Pick out the lines below with "components" and list them.

Source material.
________________________

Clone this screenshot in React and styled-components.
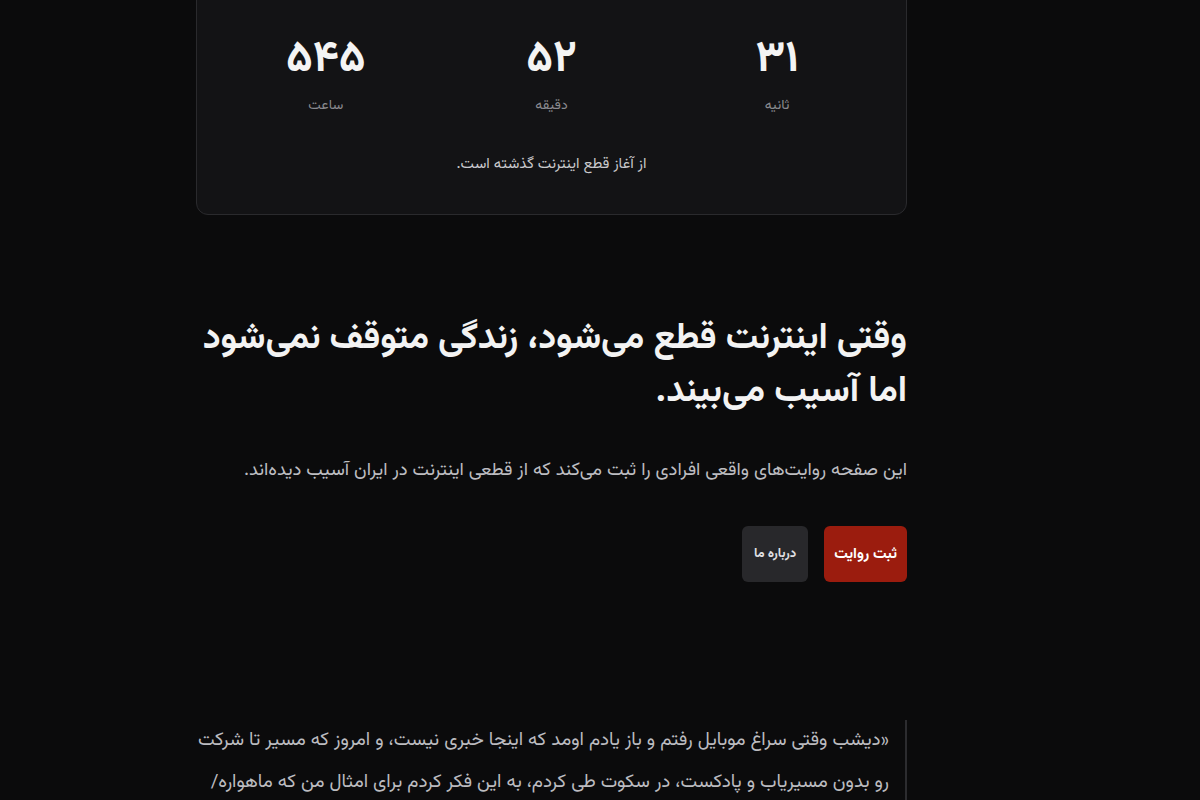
import styled, { createGlobalStyle } from "styled-components";

const GlobalStyle = createGlobalStyle`
  html, body {
    margin: 0;
    padding: 0;
    background: #0b0b0c;
    color: #f2f2f2;
    font-family: "Vazirmatn", "Noto Sans Arabic", "DejaVu Sans", sans-serif;
    overflow: hidden;
  }
`;

const Page = styled.main`
  direction: rtl;
  width: 711px;
  margin: -24px 0 0 196px;
`;

const TimerCard = styled.section`
  background: #131315;
  border: 1px solid #2a2a2d;
  border-radius: 12px;
  padding: 58px 16px 38px;
  text-align: center;
`;

const TimerGrid = styled.div`
  display: grid;
  grid-template-columns: repeat(3, 1fr);
`;

const Unit = styled.div`
  display: flex;
  flex-direction: column;
  align-items: center;
`;

const Num = styled.div`
  font-size: 44px;
  font-weight: 700;
  line-height: 52px;
  color: #f4f4f4;
`;

const UnitLabel = styled.div`
  margin-top: 8px;
  font-size: 14px;
  color: #8a8a8f;
`;

const Since = styled.p`
  margin: 36px 0 0;
  font-size: 15px;
  color: #c9c9cc;
`;

const Hero = styled.section`
  padding-top: 98px;
`;

const Title = styled.h1`
  margin: 0;
  font-size: 36px;
  line-height: 53px;
  font-weight: 700;
  color: #f3f3f3;
  letter-spacing: -0.5px;
  white-space: nowrap;
`;

const Lead = styled.p`
  margin: 37px 0 0;
  font-size: 18.5px;
  line-height: 30px;
  color: #bdbdc1;
`;

const Actions = styled.div`
  display: flex;
  gap: 16px;
  margin-top: 40px;
`;

const Button = styled.button`
  height: 56px;
  padding: 0 ${(p) => (p.$primary ? "10px" : "12px")};
  border: none;
  border-radius: 6px;
  font-family: inherit;
  font-size: ${(p) => (p.$primary ? "15px" : "13px")};
  font-weight: 700;
  color: ${(p) => (p.$primary ? "#ffffff" : "#e0e0e3")};
  background: ${(p) => (p.$primary ? "#9b1c0e" : "#28282b")};
  cursor: pointer;
`;

const Quote = styled.blockquote`
  margin: 138px 0 0;
  padding: 0 16px 0 0;
  border-right: 2px solid #2c2c2f;
  font-size: 18.8px;
  line-height: 42px;
  color: #bcbcc0;
`;

const units = [
  { value: "۳۱", label: "ثانیه" },
  { value: "۵۲", label: "دقیقه" },
  { value: "۵۴۵", label: "ساعت" },
];

export default function App() {
  return (
    <>
      <GlobalStyle />
      <Page>
        <TimerCard>
          <TimerGrid>
            {units.map((u) => (
              <Unit key={u.label}>
                <Num>{u.value}</Num>
                <UnitLabel>{u.label}</UnitLabel>
              </Unit>
            ))}
          </TimerGrid>
          <Since>از آغاز قطع اینترنت گذشته است.</Since>
        </TimerCard>

        <Hero>
          <Title>
            وقتی اینترنت قطع می‌شود، زندگی متوقف نمی‌شود
            <br />
            اما آسیب می‌بیند.
          </Title>
          <Lead>
            این صفحه روایت‌های واقعی افرادی را ثبت می‌کند که از قطعی اینترنت در
            ایران آسیب دیده‌اند.
          </Lead>
          <Actions>
            <Button $primary>ثبت روایت</Button>
            <Button>درباره ما</Button>
          </Actions>
        </Hero>

        <Quote>
          «دیشب وقتی سراغ موبایل رفتم و باز یادم اومد که اینجا خبری نیست، و
          امروز که مسیر تا شرکت رو بدون مسیریاب و پادکست، در سکوت طی کردم، به
          این فکر کردم برای امثال من که ماهواره/ فیلترشکن ندارند، دنیا چقدر
          کوچک شده است.»
        </Quote>
      </Page>
    </>
  );
}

________________________

Response below.
Clone this screenshot in React and styled-components.
import styled, { createGlobalStyle } from "styled-components";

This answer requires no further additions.